- _STATED TASK_: In the material below, list every line carrying the string "styles".

## start DATA LINES

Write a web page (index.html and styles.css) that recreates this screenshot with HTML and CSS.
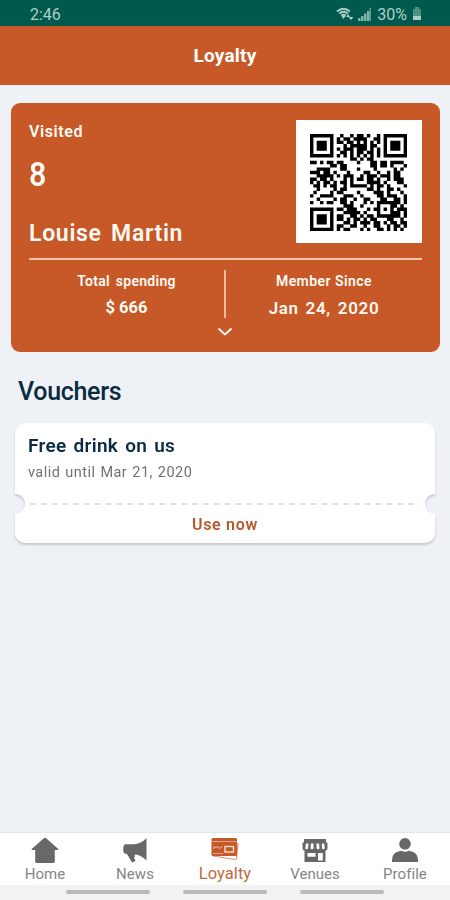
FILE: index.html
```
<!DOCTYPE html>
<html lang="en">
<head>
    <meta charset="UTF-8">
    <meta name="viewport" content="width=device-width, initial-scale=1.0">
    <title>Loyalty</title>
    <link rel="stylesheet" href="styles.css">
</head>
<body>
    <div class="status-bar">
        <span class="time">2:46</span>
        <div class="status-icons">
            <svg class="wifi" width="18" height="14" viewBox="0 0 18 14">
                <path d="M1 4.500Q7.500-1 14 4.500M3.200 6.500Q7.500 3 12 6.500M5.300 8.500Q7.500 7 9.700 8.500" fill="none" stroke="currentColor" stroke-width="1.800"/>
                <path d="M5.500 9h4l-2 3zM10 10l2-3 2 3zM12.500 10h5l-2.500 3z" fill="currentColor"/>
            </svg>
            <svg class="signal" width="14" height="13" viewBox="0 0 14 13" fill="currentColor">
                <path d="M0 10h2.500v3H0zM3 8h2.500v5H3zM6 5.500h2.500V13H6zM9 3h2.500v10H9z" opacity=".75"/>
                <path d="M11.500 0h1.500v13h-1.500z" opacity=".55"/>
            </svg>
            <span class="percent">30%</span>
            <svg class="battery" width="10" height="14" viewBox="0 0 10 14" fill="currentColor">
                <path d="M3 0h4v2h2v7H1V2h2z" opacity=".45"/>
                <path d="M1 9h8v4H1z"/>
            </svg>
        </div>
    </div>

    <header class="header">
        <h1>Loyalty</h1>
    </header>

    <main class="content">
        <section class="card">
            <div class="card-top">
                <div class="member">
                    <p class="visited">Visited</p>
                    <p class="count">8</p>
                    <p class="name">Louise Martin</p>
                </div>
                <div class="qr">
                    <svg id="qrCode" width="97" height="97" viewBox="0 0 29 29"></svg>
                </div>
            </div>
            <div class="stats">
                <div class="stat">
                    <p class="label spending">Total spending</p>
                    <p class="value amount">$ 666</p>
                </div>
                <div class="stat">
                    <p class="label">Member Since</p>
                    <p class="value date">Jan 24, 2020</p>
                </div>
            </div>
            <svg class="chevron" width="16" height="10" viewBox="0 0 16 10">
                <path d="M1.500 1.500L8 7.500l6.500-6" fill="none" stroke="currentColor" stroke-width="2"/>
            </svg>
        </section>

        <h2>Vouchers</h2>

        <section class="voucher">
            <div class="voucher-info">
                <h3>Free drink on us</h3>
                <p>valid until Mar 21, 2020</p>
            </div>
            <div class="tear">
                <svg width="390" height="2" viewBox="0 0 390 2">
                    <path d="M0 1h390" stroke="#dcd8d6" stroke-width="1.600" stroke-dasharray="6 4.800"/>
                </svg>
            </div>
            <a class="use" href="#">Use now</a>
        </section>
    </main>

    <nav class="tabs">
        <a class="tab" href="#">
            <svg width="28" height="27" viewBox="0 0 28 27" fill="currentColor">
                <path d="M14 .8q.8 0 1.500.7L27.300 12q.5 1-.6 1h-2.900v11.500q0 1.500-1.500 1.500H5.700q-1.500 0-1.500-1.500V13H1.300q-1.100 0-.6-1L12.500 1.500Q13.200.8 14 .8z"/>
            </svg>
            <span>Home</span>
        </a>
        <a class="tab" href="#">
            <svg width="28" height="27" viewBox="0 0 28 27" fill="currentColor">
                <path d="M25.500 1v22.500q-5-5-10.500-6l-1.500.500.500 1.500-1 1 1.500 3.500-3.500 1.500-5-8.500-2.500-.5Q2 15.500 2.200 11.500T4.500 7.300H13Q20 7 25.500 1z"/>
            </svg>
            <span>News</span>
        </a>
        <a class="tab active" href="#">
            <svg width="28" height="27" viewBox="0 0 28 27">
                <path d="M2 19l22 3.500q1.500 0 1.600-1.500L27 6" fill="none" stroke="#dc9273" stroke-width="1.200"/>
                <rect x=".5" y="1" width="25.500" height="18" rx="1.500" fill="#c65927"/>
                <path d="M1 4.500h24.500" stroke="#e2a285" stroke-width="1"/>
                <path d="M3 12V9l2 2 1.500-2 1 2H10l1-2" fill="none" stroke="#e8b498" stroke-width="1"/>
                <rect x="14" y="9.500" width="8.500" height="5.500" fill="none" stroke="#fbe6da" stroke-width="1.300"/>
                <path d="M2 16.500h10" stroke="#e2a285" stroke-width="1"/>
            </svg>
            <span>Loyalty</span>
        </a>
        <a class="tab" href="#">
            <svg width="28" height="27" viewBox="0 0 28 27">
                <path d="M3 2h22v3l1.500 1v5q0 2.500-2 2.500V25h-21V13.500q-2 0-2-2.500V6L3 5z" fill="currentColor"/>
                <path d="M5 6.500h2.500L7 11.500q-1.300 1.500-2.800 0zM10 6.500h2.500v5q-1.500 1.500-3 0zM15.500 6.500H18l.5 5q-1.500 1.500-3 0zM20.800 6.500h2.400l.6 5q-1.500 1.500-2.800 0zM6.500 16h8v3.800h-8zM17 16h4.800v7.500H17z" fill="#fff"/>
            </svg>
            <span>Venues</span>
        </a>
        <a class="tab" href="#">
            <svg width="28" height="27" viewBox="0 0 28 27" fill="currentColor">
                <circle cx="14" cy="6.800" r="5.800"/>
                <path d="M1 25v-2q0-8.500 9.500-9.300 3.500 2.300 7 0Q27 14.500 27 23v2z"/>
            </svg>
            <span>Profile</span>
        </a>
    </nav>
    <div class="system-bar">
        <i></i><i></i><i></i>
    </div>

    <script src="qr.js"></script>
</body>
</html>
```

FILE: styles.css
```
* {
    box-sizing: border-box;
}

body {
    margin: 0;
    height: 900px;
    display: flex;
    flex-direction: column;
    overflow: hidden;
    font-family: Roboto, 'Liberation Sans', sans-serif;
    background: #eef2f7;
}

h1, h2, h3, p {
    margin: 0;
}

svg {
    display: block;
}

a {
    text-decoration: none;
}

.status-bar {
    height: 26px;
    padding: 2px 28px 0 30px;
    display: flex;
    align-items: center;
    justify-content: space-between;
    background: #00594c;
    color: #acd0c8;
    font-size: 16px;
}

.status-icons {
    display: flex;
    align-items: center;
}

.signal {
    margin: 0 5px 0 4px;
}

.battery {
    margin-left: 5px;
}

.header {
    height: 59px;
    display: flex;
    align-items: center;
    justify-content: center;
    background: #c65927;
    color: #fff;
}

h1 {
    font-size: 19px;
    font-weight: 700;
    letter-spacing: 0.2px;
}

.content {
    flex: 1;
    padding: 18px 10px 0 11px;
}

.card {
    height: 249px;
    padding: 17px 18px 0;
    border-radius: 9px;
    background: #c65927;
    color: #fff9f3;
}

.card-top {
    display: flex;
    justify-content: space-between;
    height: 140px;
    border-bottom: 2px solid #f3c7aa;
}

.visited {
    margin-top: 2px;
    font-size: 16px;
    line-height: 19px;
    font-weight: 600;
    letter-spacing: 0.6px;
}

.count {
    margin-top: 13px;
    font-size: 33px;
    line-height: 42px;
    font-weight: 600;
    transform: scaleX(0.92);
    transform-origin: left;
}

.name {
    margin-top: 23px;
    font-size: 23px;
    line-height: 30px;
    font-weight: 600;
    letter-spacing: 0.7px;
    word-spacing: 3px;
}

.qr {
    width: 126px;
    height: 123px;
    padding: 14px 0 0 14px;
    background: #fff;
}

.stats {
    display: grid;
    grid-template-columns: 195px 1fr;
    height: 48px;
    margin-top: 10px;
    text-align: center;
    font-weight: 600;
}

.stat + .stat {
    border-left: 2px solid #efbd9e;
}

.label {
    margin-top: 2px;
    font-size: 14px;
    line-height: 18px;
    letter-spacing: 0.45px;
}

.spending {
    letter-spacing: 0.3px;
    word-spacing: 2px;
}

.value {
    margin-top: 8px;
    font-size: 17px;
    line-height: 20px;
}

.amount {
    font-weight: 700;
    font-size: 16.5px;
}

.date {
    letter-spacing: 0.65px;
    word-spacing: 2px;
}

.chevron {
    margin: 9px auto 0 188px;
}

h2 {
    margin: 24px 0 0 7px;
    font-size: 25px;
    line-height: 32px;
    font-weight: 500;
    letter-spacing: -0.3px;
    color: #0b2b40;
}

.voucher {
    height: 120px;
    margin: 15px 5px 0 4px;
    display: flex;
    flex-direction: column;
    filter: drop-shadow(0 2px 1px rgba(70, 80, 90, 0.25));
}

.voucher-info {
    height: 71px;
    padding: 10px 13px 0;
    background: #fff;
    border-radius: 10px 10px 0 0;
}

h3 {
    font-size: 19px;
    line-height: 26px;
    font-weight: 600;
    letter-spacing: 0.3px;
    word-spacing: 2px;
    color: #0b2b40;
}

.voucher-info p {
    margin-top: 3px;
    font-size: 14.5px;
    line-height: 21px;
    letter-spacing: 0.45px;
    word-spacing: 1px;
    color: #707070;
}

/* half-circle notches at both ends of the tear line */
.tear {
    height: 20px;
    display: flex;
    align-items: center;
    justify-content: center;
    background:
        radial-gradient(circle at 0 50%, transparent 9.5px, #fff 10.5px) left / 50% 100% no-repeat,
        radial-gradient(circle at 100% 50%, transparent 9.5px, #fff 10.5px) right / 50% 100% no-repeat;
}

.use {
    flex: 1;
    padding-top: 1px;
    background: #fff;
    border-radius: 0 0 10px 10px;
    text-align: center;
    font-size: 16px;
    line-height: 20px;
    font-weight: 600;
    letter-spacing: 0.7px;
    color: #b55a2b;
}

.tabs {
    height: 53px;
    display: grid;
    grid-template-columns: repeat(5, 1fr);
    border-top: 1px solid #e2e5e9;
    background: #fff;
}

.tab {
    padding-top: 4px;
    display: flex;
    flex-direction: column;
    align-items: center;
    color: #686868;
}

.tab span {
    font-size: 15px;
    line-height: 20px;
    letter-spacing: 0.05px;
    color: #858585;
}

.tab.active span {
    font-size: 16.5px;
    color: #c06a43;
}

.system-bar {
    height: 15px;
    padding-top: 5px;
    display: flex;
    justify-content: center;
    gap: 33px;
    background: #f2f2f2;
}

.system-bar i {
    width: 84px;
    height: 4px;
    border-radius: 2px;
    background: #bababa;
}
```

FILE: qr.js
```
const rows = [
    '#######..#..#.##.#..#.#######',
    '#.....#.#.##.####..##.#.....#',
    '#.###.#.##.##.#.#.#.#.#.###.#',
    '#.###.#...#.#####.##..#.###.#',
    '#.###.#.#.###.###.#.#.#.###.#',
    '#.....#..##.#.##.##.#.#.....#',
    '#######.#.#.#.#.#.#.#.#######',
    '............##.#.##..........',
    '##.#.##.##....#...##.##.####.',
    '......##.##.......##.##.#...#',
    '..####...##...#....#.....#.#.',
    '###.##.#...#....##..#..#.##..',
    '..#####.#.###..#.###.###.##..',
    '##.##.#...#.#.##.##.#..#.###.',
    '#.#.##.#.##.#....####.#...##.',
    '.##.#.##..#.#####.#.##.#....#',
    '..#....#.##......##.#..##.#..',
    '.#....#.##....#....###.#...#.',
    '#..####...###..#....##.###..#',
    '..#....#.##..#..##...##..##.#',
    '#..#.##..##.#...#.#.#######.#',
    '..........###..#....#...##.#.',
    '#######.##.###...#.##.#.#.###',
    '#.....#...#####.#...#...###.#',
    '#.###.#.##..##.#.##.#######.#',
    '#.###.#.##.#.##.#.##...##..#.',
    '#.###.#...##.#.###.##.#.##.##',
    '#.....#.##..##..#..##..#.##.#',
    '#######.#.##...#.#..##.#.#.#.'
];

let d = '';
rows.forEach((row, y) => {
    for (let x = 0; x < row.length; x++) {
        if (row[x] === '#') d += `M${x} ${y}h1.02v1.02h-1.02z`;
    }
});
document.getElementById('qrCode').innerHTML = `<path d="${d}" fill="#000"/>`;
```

## end DATA LINES

- _ANSWER TO THE PROBLEM_:
Write a web page (index.html and styles.css) that recreates this screenshot with HTML and CSS.
    <link rel="stylesheet" href="styles.css">
FILE: styles.css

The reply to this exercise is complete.